Для меня самым интересным было читать спецкурсы по конкретным дисциплинам. Я читал лекции по немецкой философии, по Гераклиту. Общие курсы, конечно, менее интересны – это были обычно обзорные курсы по истории. Да и здесь, в ВШЭ, я фактически читаю курс истории западноевропейской культуры. Думаю, что поточные лекции нужно потихоньку сжимать, а оставлять работу типа спецкурсов, мастер-классов, творческих семинаров и т. д. Кстати, это нормальная западная модель, там огромных курсов лекций от «Адама до Потсдама» никто не читает. Для этого есть учебники – пожалуйста. И есть маленькие группы, где под руководством учителя учатся ученики.
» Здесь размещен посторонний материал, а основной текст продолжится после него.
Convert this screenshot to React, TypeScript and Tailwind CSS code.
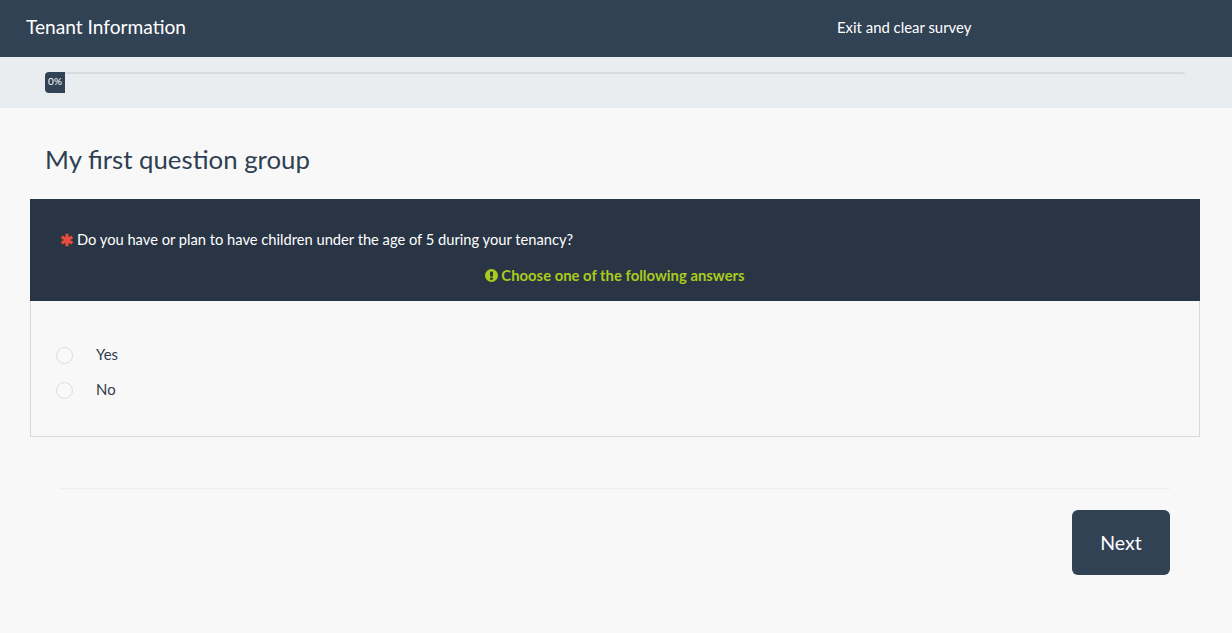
import React from 'react'

function RadioRow({ label }: { label: string }) {
	return (
		<label className="flex items-center h-[35px]">
			<span className="block w-[17px] h-[17px] rounded-full border border-[#dcdcdc] bg-[#f9f9f9] mt-[1px]" />
			<span className="ml-[23px] text-[14.9px] text-[#2f3b4a]">{label}</span>
		</label>
	)
}

export default function App() {
	return (
		<div className="min-h-[633px] bg-[#f8f8f8] font-['Lato',sans-serif] text-[14.7px] overflow-hidden [text-rendering:optimizeLegibility]">
			<header className="flex items-center h-[57px] pb-[2px] bg-[#324255] text-white">
				<div className="w-[810px] pl-[26px] text-[19.15px]">Tenant Information</div>
				<a className="ml-[27px] text-[14.9px]">Exit and clear survey</a>
			</header>

			<div className="h-[51px] bg-[#e9edef] pt-[15px] px-[45px]">
				<div className="h-[21px] w-[1141px] rounded-t-[5px] border-t-2 border-[#d9dcde]">
					<div className="flex items-center justify-center w-[20px] h-[21px] -mt-[2px] rounded-l-[4px] bg-[#324255] text-white text-[10px] pb-[2px]">
						0%
					</div>
				</div>
			</div>

			<h1 className="pl-[45px] pt-[34px] h-[91px] text-[25.8px] leading-[34px] text-[#2f3f52]">
				My first question group
			</h1>

			<section className="ml-[30px] mr-[32px]">
				<div className="h-[102px] bg-[#293545] text-white pl-[30px]">
					<div className="flex items-center pt-[29px] h-[51px]">
						<svg viewBox="0 0 14 14" className="w-[14px] h-[14px] mr-[3px] mt-[1px] text-[#e74c3c]" fill="none" stroke="currentColor" strokeWidth="3.2">
							<path d="M7 .8v12.4M1.6 3.9l10.8 6.2M1.6 10.1l10.8-6.2" />
						</svg>
						<span>Do you have or plan to have children under the age of 5 during your tenancy?</span>
					</div>
					<div className="flex items-center justify-center mt-[14px] pr-[30px] font-bold text-[14.85px] text-[#aacb1c]">
						<svg viewBox="0 0 14 14" className="w-[13px] h-[13px] mr-[3px]">
							<circle cx="7" cy="7" r="7" fill="currentColor" />
							<rect x="5.4" y="2.6" width="3.2" height="5.6" rx="0.5" fill="#293545" />
							<rect x="5.4" y="9.1" width="3.2" height="2.5" rx="0.5" fill="#293545" />
						</svg>
						<span>Choose one of the following answers</span>
					</div>
				</div>
				<div className="h-[136px] border border-t-0 border-[#d9d9d9] pt-[36px] pl-[25px]">
					<RadioRow label="Yes" />
					<RadioRow label="No" />
				</div>
			</section>

			<div className="ml-[60px] mr-[62px] mt-[51px] border-t border-[#eeeeee]" />

			<div className="flex justify-end mr-[62px] mt-[21px]">
				<button className="w-[98px] h-[65px] rounded-[6px] bg-[#324255] text-white text-[19.5px]">Next</button>
			</div>
		</div>
	)
}
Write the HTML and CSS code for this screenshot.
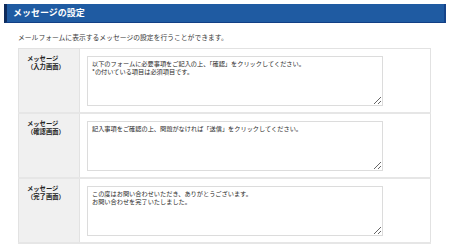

Что касается научного общения, то сейчас, к сожалению, очень мало проводится настоящих конференций. Они исчезли на моих глазах. А когда-то это была очень эффективная форма работы. На конференциях собирались интересные люди, там обычно сидел полный зал напряженно слушающих ученых. Этого сейчас нет, зато появились конференции, где десять человек – в президиуме, а пять – в зале сидят и скучают. То есть исчезло коллективное поле, где много заинтересованных людей было. И кружки, по моим наблюдениям, исчезли достаточно надолго. Но вот последние года три пошел обратный процесс. В самое последнее время поживее стали конференции. Не знаю, как это объяснить. Может быть, потому, что появилась заинтересованная молодежь. Может быть, я буду противоречить общему тону, но мне кажется, что она лучше стала в последнее время. Я вижу, какие ребята приходят на первый курс: они более мотивированные, более заинтересованные. И еще есть такой параметр, как соотношение лучшей части с балластом группы. Сейчас заметно растет активная часть студенческой группы, которая сразу тянет за собой какую-то часть пассивной. К тому же подросло поколение преподавателей, которым сейчас около тридцати, выросших в условиях свободы. Им тоже интересно работать со студентами.